Most of Bill Bailey’s helicopters were Augusta Bell 205s, modeled by the Italians on the American Huey and extremely reliable even when flown well beyond their specified limits. They were designed to carry, under normal conditions, a maximum of twelve fully equipped men but Bill had once counted twenty-four Dhofaris, all with bundles of personal gear, spill out of one.

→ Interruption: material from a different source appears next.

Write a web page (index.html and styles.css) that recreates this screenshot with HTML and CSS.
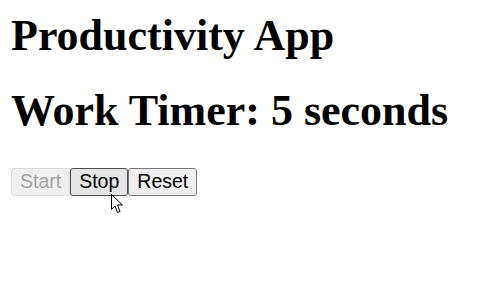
FILE: index.html
```html
<!DOCTYPE html>
<html lang="en">
<head>
    <meta charset="UTF-8">
    <title>Productivity App</title>
    <link rel="stylesheet" href="styles.css">
</head>
<body>

<h1>Productivity App</h1>
<h1 id="timer">Work Timer: 5 seconds</h1>

<div class="controls">
    <button id="start" disabled>Start</button><button id="stop" class="pressed">Stop</button><button id="reset">Reset</button>
</div>

<div class="cursor">
    <svg width="14" height="22" viewBox="0 0 14 22">
        <polygon points="1.5,1.5 1.5,16.5 5,13 7.5,19.5 10,18.5 7.5,12 12.5,12" fill="white" stroke="black" stroke-width="1"/>
    </svg>
</div>

</body>
</html>
```

FILE: styles.css
```css
body {
    margin: 11px;
    font-family: 'Liberation Serif', 'Times New Roman', serif;
    color: #000;
    background-color: #fff;
}

h1 {
    font-size: 44px;
    font-weight: bold;
    margin: 0;
    line-height: 1.15;
}

h1 + h1 {
    margin-top: 24px;
}

.controls {
    margin-top: 32px;
    display: flex;
    align-items: flex-start;
}

button {
    font-family: 'Liberation Sans', Arial, sans-serif;
    font-size: 19.5px;
    padding: 1px 8px 2px;
    height: 28px;
    background-color: #efefef;
    border: 1px solid #767676;
    border-radius: 3px;
    color: #000;
}

button:disabled {
    color: #a3a3a3;
    border-color: #d9d9d9;
    background-color: #f0f0f0;
}

button.pressed {
    background-color: #e5e5e5;
    border-color: #4f4f4f;
}

/* mouse pointer resting over the Stop button */
.cursor {
    position: absolute;
    left: 110px;
    top: 193px;
    width: 14px;
    height: 22px;
    z-index: 2;
}

.cursor svg {
    display: block;
}
```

Bill knew John Milling of old, for both men had served with the Royal Marines in Europe. John had not been his normal cheerful self the last couple of days, and Bill put this down to the recent news of the death, in a helicopter crash, of Queen Noor of Jordan. During a royal visit to Oman the previous December, John had flown Queen Noor to all the main places of interest and grown to like her. Most of his pilots, Bill knew, would simply have said, “How sad.” But John took such things very much to heart. If he liked you, he was the most loyal of friends. A bit of a romantic too, Bill had always thought. It was probably due to hi
s genes: he came of a devoutly Protestant family from Ballymoney, in Northern Ireland, where his father was the North Coast Warden for the National Trust. Tall and very good-looking, John had conquered more than one heart on his travels over the years.
The reason for his current introspective mood had in reality nothing to do with the late Queen of Jordan and everything to do with his wife. Bridget, or Bridgie as she was generally known, was seven and a half months pregnant with their second child and showing worrying signs of a premature delivery. With the leaden heat of the Oman summer less than a month away, John was anxious for Bridgie to have the child in Europe, and until then he must ensure she was treated like porcelain.
A natural sportsman, John had rowed at Henley for his school and then joined the Commandos. After service in the Far East he was seconded in 1969 to the Sultan’s Forces and decorated for bravery under fire. For a while he flew helicopters in the West Indies until, leaving the Royal Marines in 1975, he joined the Air Wing of the Royal Oman Police. After eighteen months his restless soul was already becoming bored. He sought new and distant horizons.
The Bell flew through the Sumail Gap. To the south lay many hundreds of miles of sand and igneous rock, the Wahiba and Sharqiya regions; to the north the great escarpment of the Jebel Akhdar and Nakhl. On landing at Izki camp, John collected a generator spare part, then, departing slightly from his official flight plan, flew north for the lush gardens of Birkat al Mawz, Pool of the Plantains. To the delight of his Omani crewman Ali, they headed for a valley that cleft the sheer face of the Jebel Akhdar, ten thousand feet high.